MIPS for example also has one, along with a similar number of registers (~32). So it's not like RISC-V took a radical new position here, they were able to look back at what worked and what didn't, and decided that for their target a zero register was the right tradeoff. It's certainly the more "elegant" solution. A zero register is useful as input or output register for all kinds of operations, not just for zeroing

kevin_thibedeau 2 days ago

It's a definite liability on a machine with only 8 general purpose registers. Losing 12% of the register space for a constant would be a waste of hardware.

  • menaerus 2 days ago

    8 registers? Ever heard of register renaming?

    • Polizeiposaune 2 days ago

      Ever heard of a loop that needed to keep more than 7 variables live? Register renaming helps with pipelining and out-of-order execution, but instructions in the program can only reference the architectural registers - go beyond that and you end up needing to spill some values to (architectural) memory.

      There's a reason why AMD added r8-r15 to the architecture, and why intel is adding r16-r31..

      • menaerus 2 days ago

        I have but that was not the point? My first point was exactly that there are more ISA registers and not only 8, and therefore the question mark. My second point was about register renaming which, contrary what you say, does mitigate the artifacts of running out of registers by spilling the variables to the stack memory. It does it by eliminating the false dependencies between variables/registers and xor eax, eax is a great candidate for that.

    • account42 2 days ago

      That's irrelevant, the zero register would be taking a slot in the limited register addressing bits in instructions, not replace a physical register on the chip.

gruez 2 days ago

It's basically the eternal debate of RISC vs CISC (x86). RISC proponents claim RISC is better because it's simpler to decode. CISC proponents retort that CISC means code can be more compact, which helps with cache hits.

  • bluGill 2 days ago

    In the real world there is no CISC or RISC anymore. RISC is always extended to some new feature and suddenly becomes more complex. Meanwhile CISC is just a decoder over a RISC processor. Either way you get the best of both worlds: simple hardware (the RISC internals and CSIC instructions that do what you need.

    Don't get too carried away in the above, x86 is still a lot more complex than ARM or RISC-V. However the complexity is only a tiny part of a CPU and so it doesn't matter.

    • snvzz 2 days ago

      You seem to be confusing ISA and microarchitecture.

      Modern ISAs try really hard to be independent from microarchitecture.

  • snvzz 2 days ago

    >CISC proponents retort that CISC means code can be more compact,

    RISC-V has the most compact code on 64bit, with margin to boot.
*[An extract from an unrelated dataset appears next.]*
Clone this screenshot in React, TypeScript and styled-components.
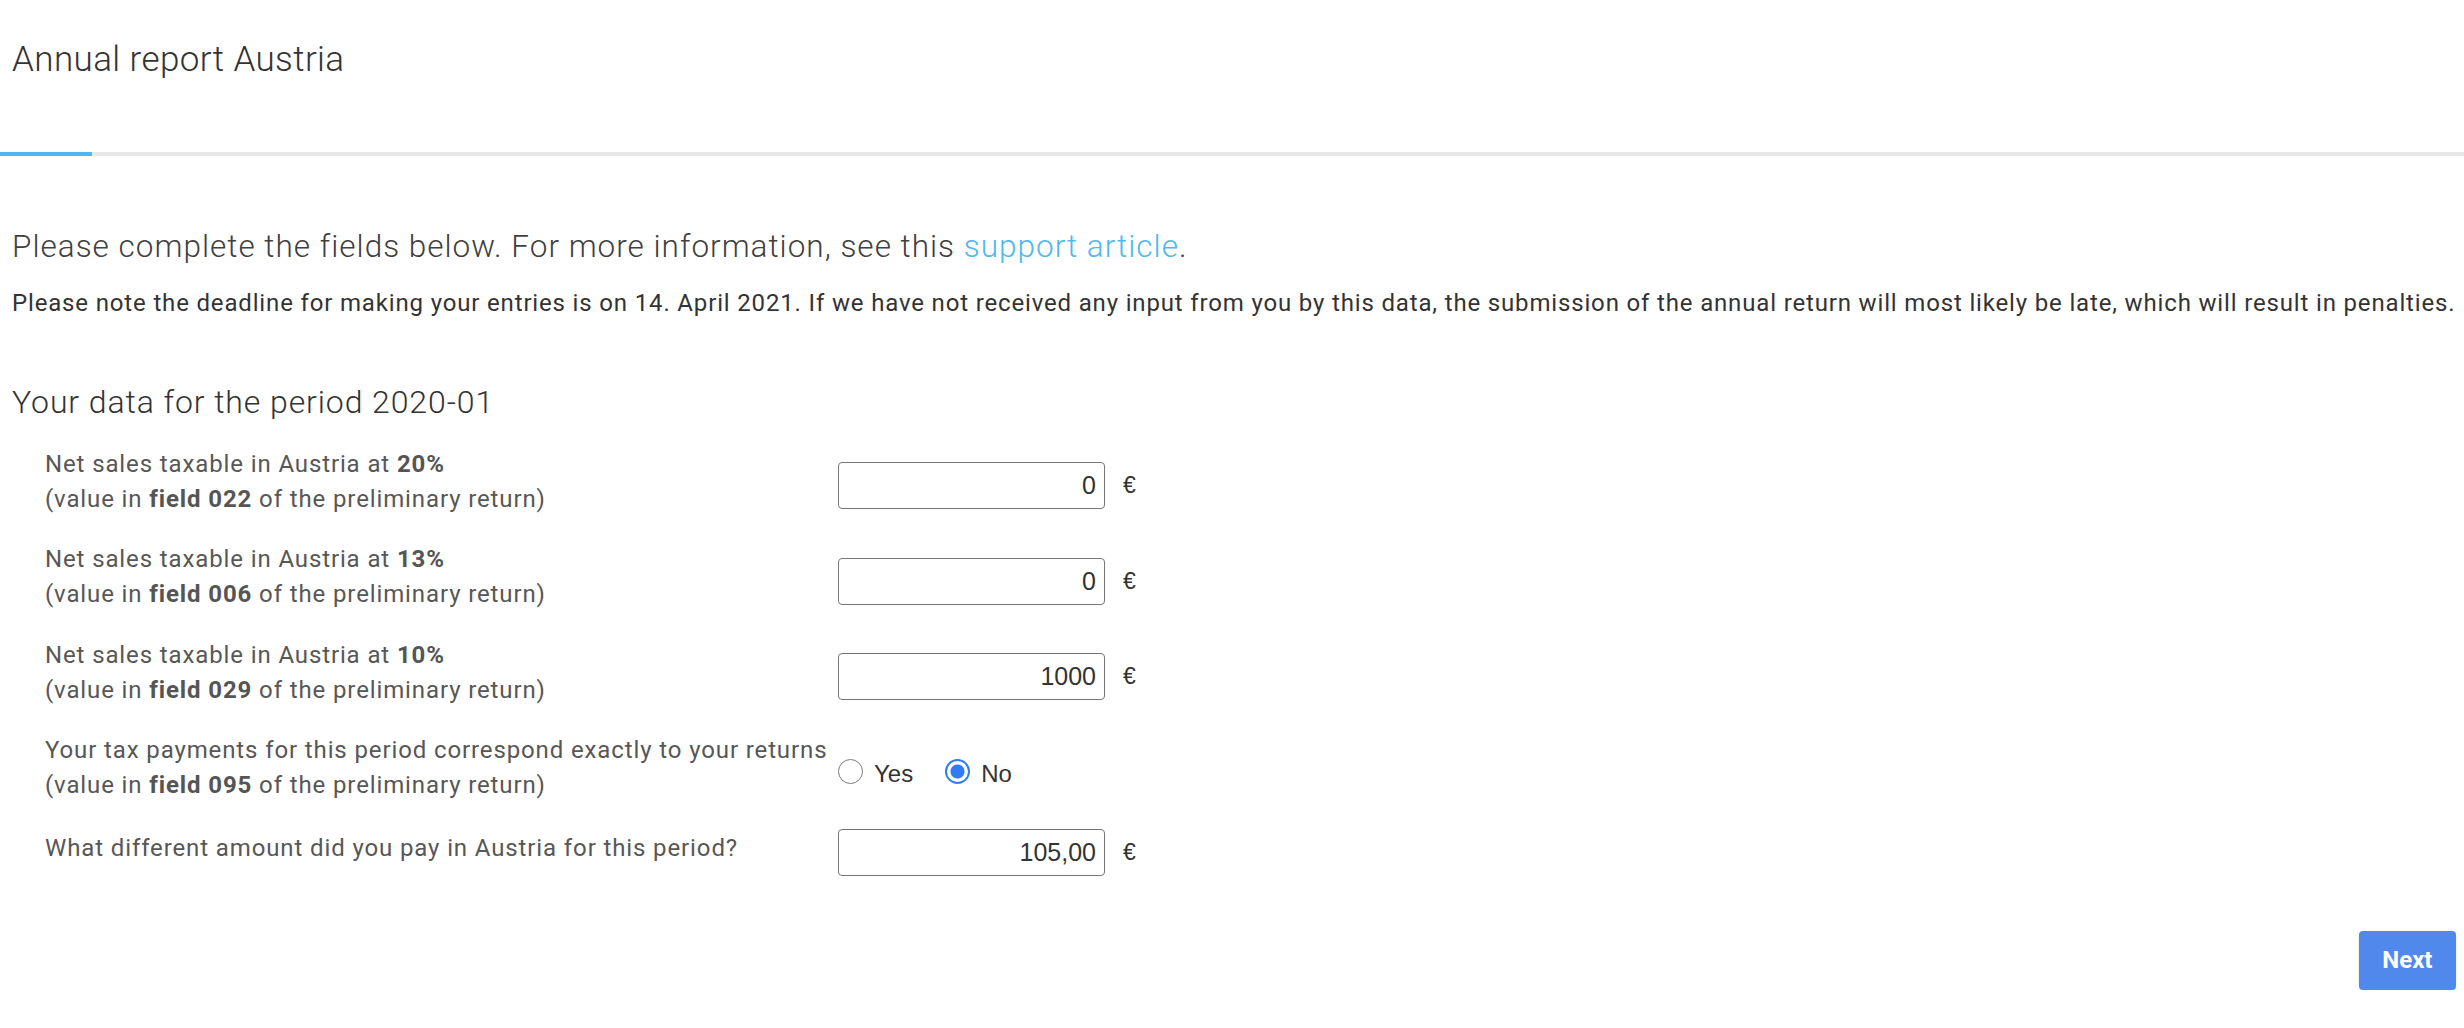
import React from "react";
import styled, { createGlobalStyle } from "styled-components";

type Field =
  | { kind: "amount"; line1: React.ReactNode; line2?: React.ReactNode; value: string }
  | { kind: "choice"; line1: React.ReactNode; line2?: React.ReactNode; selected: "yes" | "no" };

const fields: Field[] = [
  {
    kind: "amount",
    line1: <>Net sales taxable in Austria at <b>20%</b></>,
    line2: <>(value in <b>field 022</b> of the preliminary return)</>,
    value: "0",
  },
  {
    kind: "amount",
    line1: <>Net sales taxable in Austria at <b>13%</b></>,
    line2: <>(value in <b>field 006</b> of the preliminary return)</>,
    value: "0",
  },
  {
    kind: "amount",
    line1: <>Net sales taxable in Austria at <b>10%</b></>,
    line2: <>(value in <b>field 029</b> of the preliminary return)</>,
    value: "1000",
  },
  {
    kind: "choice",
    line1: <>Your tax payments for this period correspond exactly to your returns</>,
    line2: <>(value in <b>field 095</b> of the preliminary return)</>,
    selected: "no",
  },
  {
    kind: "amount",
    line1: <>What different amount did you pay in Austria for this period?</>,
    value: "105,00",
  },
];

function App() {
  const progress = 92 / 2464;

  return (
    <>
      <GlobalStyle />
      <Page>
        <Header>
          <Title>Annual report Austria</Title>
        </Header>
        <Track>
          <Fill style={{ width: `${progress * 100}%` }} />
        </Track>

        <Content>
          <Lead>
            Please complete the fields below. For more information, see this{" "}
            <Link href="#">support article</Link>.
          </Lead>
          <Note>
            Please note the deadline for making your entries is on 14. April 2021. If we have not
            received any input from you by this data, the submission of the annual return will most
            likely be late, which will result in penalties.
          </Note>

          <SectionTitle>Your data for the period 2020-01</SectionTitle>

          <Rows>
            {fields.map((field, i) => (
              <Row key={i}>
                <Label>
                  {field.line1}
                  {field.line2 ? (
                    <>
                      <br />
                      {field.line2}
                    </>
                  ) : null}
                </Label>
                {field.kind === "amount" ? (
                  <AmountGroup>
                    <AmountInput type="text" defaultValue={field.value} />
                    <Currency>€</Currency>
                  </AmountGroup>
                ) : (
                  <RadioGroup>
                    <RadioOption>
                      <Radio type="radio" name={`q${i}`} defaultChecked={field.selected === "yes"} />
                      Yes
                    </RadioOption>
                    <RadioOption>
                      <Radio type="radio" name={`q${i}`} defaultChecked={field.selected === "no"} />
                      No
                    </RadioOption>
                  </RadioGroup>
                )}
              </Row>
            ))}
          </Rows>

          <Footer>
            <NextButton type="button">Next</NextButton>
          </Footer>
        </Content>
      </Page>
    </>
  );
}

const GlobalStyle = createGlobalStyle`
  html, body {
    margin: 0;
    padding: 0;
    background: #ffffff;
  }

  body {
    font-family: Roboto, "Liberation Sans", sans-serif;
    color: #333333;
  }
`;

const Page = styled.div`
  display: flex;
  flex-direction: column;
  width: 100%;
`;

const Header = styled.header`
  box-sizing: border-box;
  height: 152px;
  padding: 39px 12px 0;
`;

const Title = styled.h1`
  margin: 0;
  font-size: 35px;
  font-weight: 300;
  line-height: 42px;
  letter-spacing: 0.4px;
  color: #333333;
`;

const Track = styled.div`
  height: 4px;
  background: #e8e8e8;
`;

const Fill = styled.div`
  height: 100%;
  background: #4db8f2;
`;

const Content = styled.main`
  display: flex;
  flex-direction: column;
  padding: 0 8px 0 12px;
`;

const Lead = styled.p`
  margin: 71px 0 0;
  font-size: 31.5px;
  font-weight: 300;
  line-height: 40px;
  letter-spacing: 1px;
  color: #404040;
`;

const Link = styled.a`
  color: #4db8f2;
  text-decoration: none;
`;

const Note = styled.p`
  margin: 19px 0 0;
  font-size: 24px;
  font-weight: 400;
  line-height: 35px;
  letter-spacing: 0.84px;
  color: #333333;
  white-space: nowrap;
`;

const SectionTitle = styled.h2`
  margin: 60px 0 0;
  font-size: 32px;
  font-weight: 300;
  line-height: 42px;
  letter-spacing: 0.9px;
  color: #333333;
`;

const Rows = styled.div`
  display: flex;
  flex-direction: column;
  gap: 17.5px;
  margin-top: 23.5px;
  padding-left: 33px;
`;

const Row = styled.div`
  display: grid;
  grid-template-columns: 793px auto;
  align-items: center;
`;

const Label = styled.div`
  padding-bottom: 8px;
  font-size: 24px;
  line-height: 35px;
  letter-spacing: 0.88px;
  color: #575757;
  white-space: nowrap;

  b {
    font-weight: 700;
    color: #555555;
  }
`;

const AmountGroup = styled.div`
  display: flex;
  align-items: center;
  gap: 18px;
`;

const AmountInput = styled.input`
  box-sizing: border-box;
  width: 267px;
  height: 47px;
  padding: 0 8px;
  border: 1.5px solid #767676;
  border-radius: 4px;
  font-family: "Liberation Sans", Arial, sans-serif;
  font-size: 25px;
  color: #333333;
  text-align: right;
  outline: none;
`;

const Currency = styled.span`
  font-family: "Liberation Sans", Arial, sans-serif;
  font-size: 23px;
  color: #333333;
`;

const RadioGroup = styled.div`
  display: flex;
  align-items: center;
  gap: 32px;
`;

const RadioOption = styled.label`
  display: flex;
  align-items: center;
  gap: 11px;
  font-family: "Liberation Sans", Arial, sans-serif;
  font-size: 24px;
  color: #333333;
  padding-top: 4px;
`;

const Radio = styled.input`
  appearance: none;
  box-sizing: border-box;
  width: 25px;
  height: 25px;
  margin: -6px 0 0;
  border: 1.5px solid #7d7d7d;
  border-radius: 50%;
  background: #ffffff;

  &:checked {
    border: 2.5px solid #2f7cf6;
    background: radial-gradient(circle, #2f7cf6 0 6.5px, #ffffff 7.5px);
  }
`;

const Footer = styled.div`
  display: flex;
  justify-content: flex-end;
  margin-top: 55px;
`;

const NextButton = styled.button`
  height: 59px;
  padding: 0 23.5px;
  border: none;
  border-radius: 4px;
  background: #5088ec;
  box-shadow: 0 1px 3px rgb(0 0 0 / 12%);
  font-family: Roboto, "Liberation Sans", sans-serif;
  font-size: 24px;
  font-weight: 700;
  color: #ffffff;
  cursor: pointer;
`;

export default App;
    On 32bit, it used to be behind Thumb2, but it's the best as of the bit manipulation and extra compressed extensions circa 2021.

dooglius 2 days ago

I think one could just pick a convention where a particular GP register is zeroed at program startup and just make your own zero register that way, getting all the benefits at very small cost. The microarchitecture AIUI has a dedicated zero register so any processor-level optimizations would still apply.

  • pklausler 2 days ago

    That’s what was done on the CDC 6600 with two handy values, B0 (0) and B1 (1).